Outro uso possível é como planta forrageira na alimentação animal. Por exemplo, soltando-se o gado na área cultivada depois da colheita do milho.
“Fizemos vários testes para descobrir também a melhor forma de plantio. O resultado mais favorável foi obtido quando plantamos o guandu anão tanto nas entrelinhas das fileiras de milho quanto nas próprias linhas, entre um pé de milho e outro”, acrescentou Fontanetti.
Culturas perenes
Outras plantas testadas, com tradição de uso na alimentação animal, foram a puerária (Pueraria phaseoloides (Roxb.) Benth), o calopogônio (Calopogonium mucunoides Desv.) e a soja perene (Neonotonia wightii (Wight & Arn) Lackey)).
São plantas herbáceas baixas, menores do que o guandu e bem menores do que o milho. O melhor resultado foi obtido com o calopogônio, que mais rapidamente cobriu o solo, evitando a emergência de plantas daninhas.
Controle de ervas daninhas é realizado com vinagre, fogo ou até choque elétrico
Dentre as estratégias utilizadas pelos produtores orgânicos para controlar as ervas daninhas nas culturas de milho, devem-se mencionar ainda o uso de vinagre (ácido acético) como herbicida, o controle por meio do fogo e o emprego de um novo equipamento, já disponível no mercado, que extermina a planta indesejável por meio de choque elétrico.
“Considerando essas várias opções de manejo, o plantio consorciado me parece a melhor opção, não só pelo benefício direto ao milho, como pelo melhoramento do solo, evitando a erosão e agregando matéria orgânica”, ponderou a pesquisadora.
Após a colheita do milho, os adubos verdes são mantidos no solo, pois constituem culturas perenes.
Como regra de manejo, Fontanetti recomenda que, depois de retiradas as espigas, as plantas de milho e os “adubos verdes” sejam roçados e seus resíduos mantidos sobre o solo como cobertura.

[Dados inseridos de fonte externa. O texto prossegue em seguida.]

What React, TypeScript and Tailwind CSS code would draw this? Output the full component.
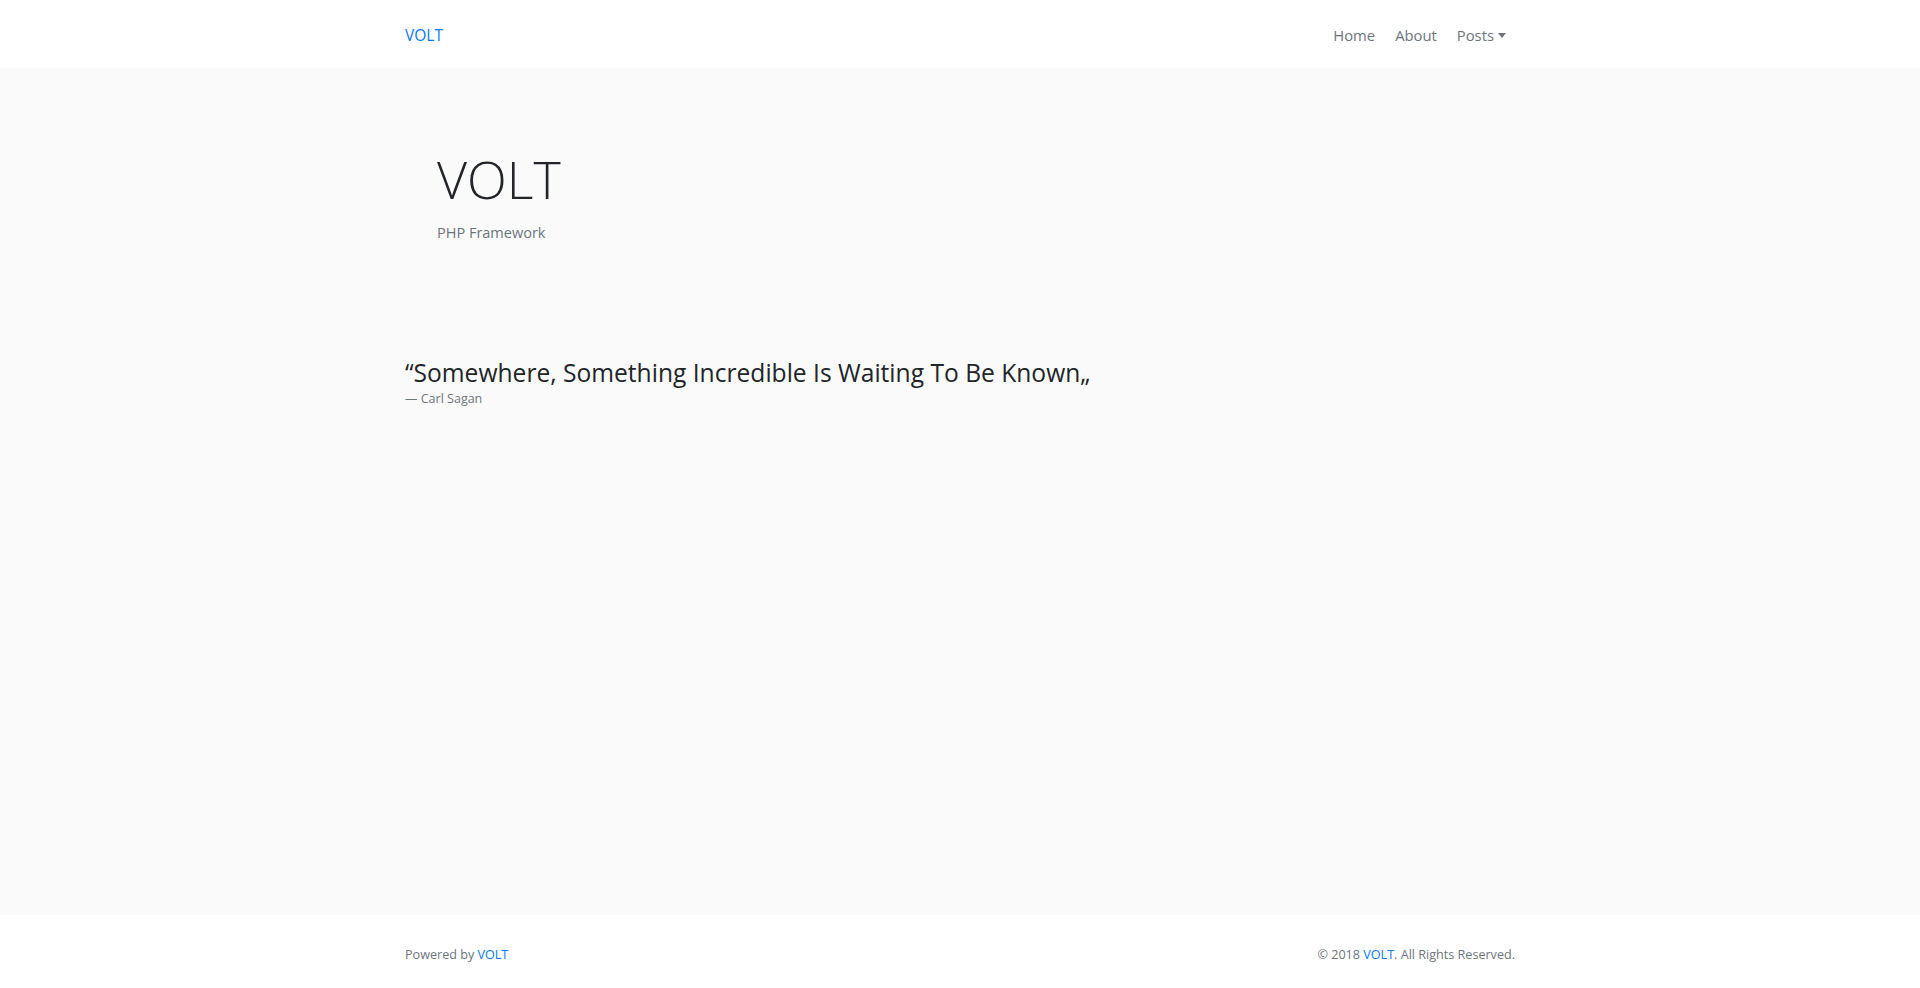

“Ao se decompor, os resíduos vegetais e as raízes agregam matéria orgânica ao solo. Além disso, é melhor não revolver a terra, mas plantar em cima. O princípio é revolver o solo o mínimo possível. Tanto para preservar os nutrientes como para não expor as sementes de ervas daninhas à luz e ao calor, o que favoreceria sua germinação”, concluiu.